GOAL:
Exactly repeat the material, dropping only the pictures.
_ _ _ _ _
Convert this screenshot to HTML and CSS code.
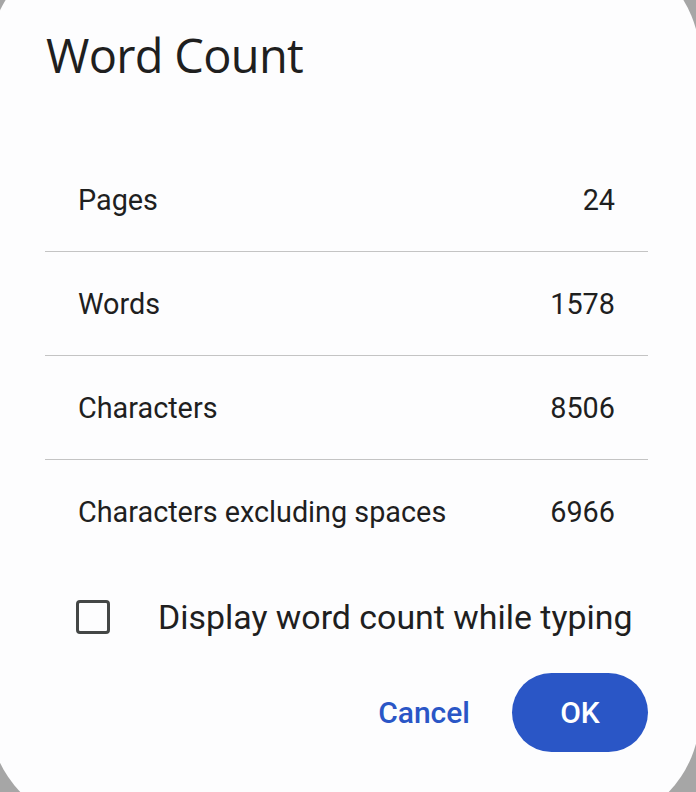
FILE: index.html
```html
<!DOCTYPE html>
<html lang="en">
<head>
  <meta charset="UTF-8" />
  <meta name="viewport" content="width=device-width, initial-scale=1.0"/>
  <title>Word Count</title>
  <link rel="stylesheet" href="styles.css">
</head>
<body>
  <div class="dialog">
    <h1 class="dialog-title">Word Count</h1>

    <div class="stats">
      <div class="stat-row">
        <span class="stat-label">Pages</span>
        <span class="stat-value">24</span>
      </div>
      <div class="stat-row">
        <span class="stat-label">Words</span>
        <span class="stat-value">1578</span>
      </div>
      <div class="stat-row">
        <span class="stat-label">Characters</span>
        <span class="stat-value">8506</span>
      </div>
      <div class="stat-row">
        <span class="stat-label">Characters excluding spaces</span>
        <span class="stat-value">6966</span>
      </div>
    </div>

    <label class="check-row">
      <span class="checkbox"></span>
      <span class="check-label">Display word count while typing</span>
    </label>

    <div class="actions">
      <button class="btn-text">Cancel</button>
      <button class="btn-filled">OK</button>
    </div>
  </div>
</body>
</html>
```

FILE: styles.css
```css
:root {
  --backdrop: #a6a6a6;
  --surface: #fdfdfe;
  --text-color: #1f1f1f;
  --divider: #c4c4c4;
  --primary-color: #2a56c6;
}

* {
  margin: 0;
  padding: 0;
  box-sizing: border-box;
}

body {
  background-color: var(--backdrop);
  color: var(--text-color);
  font-family: Roboto, 'Liberation Sans', sans-serif;
  height: 100vh;
  overflow: hidden;
}

.dialog {
  width: 711px;
  height: 881px;
  margin: -54px 0 0 -11px;
  padding: 77px 52px 0 56px;
  background: var(--surface);
  border-radius: 113px;
}

.dialog-title {
  font-family: 'Open Sans', sans-serif;
  font-weight: 400;
  font-size: 47px;
  line-height: 64px;
  margin-left: 1px;
  letter-spacing: -0.7px;
}

.stats {
  margin-top: 61px;
}

.stat-row {
  display: flex;
  justify-content: space-between;
  align-items: center;
  height: 104px;
  padding: 0 33px;
  font-size: 28.8px;
  border-bottom: 1px solid var(--divider);
}

.stat-row:last-child {
  border-bottom: none;
}

.check-row {
  display: flex;
  align-items: center;
  height: 56px;
  margin-top: 25px;
  padding-left: 31px;
}

.checkbox {
  width: 34px;
  height: 34px;
  border: 3px solid #444746;
  border-radius: 4px;
}

.check-label {
  margin-left: 48px;
  font-size: 33.9px;
}

.actions {
  display: flex;
  justify-content: flex-end;
  align-items: center;
  gap: 42px;
  margin-top: 28px;
}

button {
  font-family: Roboto, sans-serif;
  font-weight: 500;
  font-size: 30px;
  border: none;
  cursor: pointer;
}

.btn-text {
  background: none;
  color: var(--primary-color);
}

.btn-filled {
  width: 136px;
  height: 79px;
  border-radius: 40px;
  background-color: var(--primary-color);
  color: #ffffff;
}
```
_ _ _ _ _
CORRECT RESPONSE:
Convert this screenshot to HTML and CSS code.
FILE: index.html
```html
<!DOCTYPE html>
<html lang="en">
<head>
  <meta charset="UTF-8" />
  <meta name="viewport" content="width=device-width, initial-scale=1.0"/>
  <title>Word Count</title>
  <link rel="stylesheet" href="styles.css">
</head>
<body>
  <div class="dialog">
    <h1 class="dialog-title">Word Count</h1>

    <div class="stats">
      <div class="stat-row">
        <span class="stat-label">Pages</span>
        <span class="stat-value">24</span>
      </div>
      <div class="stat-row">
        <span class="stat-label">Words</span>
        <span class="stat-value">1578</span>
      </div>
      <div class="stat-row">
        <span class="stat-label">Characters</span>
        <span class="stat-value">8506</span>
      </div>
      <div class="stat-row">
        <span class="stat-label">Characters excluding spaces</span>
        <span class="stat-value">6966</span>
      </div>
    </div>

    <label class="check-row">
      <span class="checkbox"></span>
      <span class="check-label">Display word count while typing</span>
    </label>

    <div class="actions">
      <button class="btn-text">Cancel</button>
      <button class="btn-filled">OK</button>
    </div>
  </div>
</body>
</html>
```

FILE: styles.css
```css
:root {
  --backdrop: #a6a6a6;
  --surface: #fdfdfe;
  --text-color: #1f1f1f;
  --divider: #c4c4c4;
  --primary-color: #2a56c6;
}

* {
  margin: 0;
  padding: 0;
  box-sizing: border-box;
}

body {
  background-color: var(--backdrop);
  color: var(--text-color);
  font-family: Roboto, 'Liberation Sans', sans-serif;
  height: 100vh;
  overflow: hidden;
}

.dialog {
  width: 711px;
  height: 881px;
  margin: -54px 0 0 -11px;
  padding: 77px 52px 0 56px;
  background: var(--surface);
  border-radius: 113px;
}

.dialog-title {
  font-family: 'Open Sans', sans-serif;
  font-weight: 400;
  font-size: 47px;
  line-height: 64px;
  margin-left: 1px;
  letter-spacing: -0.7px;
}

.stats {
  margin-top: 61px;
}

.stat-row {
  display: flex;
  justify-content: space-between;
  align-items: center;
  height: 104px;
  padding: 0 33px;
  font-size: 28.8px;
  border-bottom: 1px solid var(--divider);
}

.stat-row:last-child {
  border-bottom: none;
}

.check-row {
  display: flex;
  align-items: center;
  height: 56px;
  margin-top: 25px;
  padding-left: 31px;
}

.checkbox {
  width: 34px;
  height: 34px;
  border: 3px solid #444746;
  border-radius: 4px;
}

.check-label {
  margin-left: 48px;
  font-size: 33.9px;
}

.actions {
  display: flex;
  justify-content: flex-end;
  align-items: center;
  gap: 42px;
  margin-top: 28px;
}

button {
  font-family: Roboto, sans-serif;
  font-weight: 500;
  font-size: 30px;
  border: none;
  cursor: pointer;
}

.btn-text {
  background: none;
  color: var(--primary-color);
}

.btn-filled {
  width: 136px;
  height: 79px;
  border-radius: 40px;
  background-color: var(--primary-color);
  color: #ffffff;
}
```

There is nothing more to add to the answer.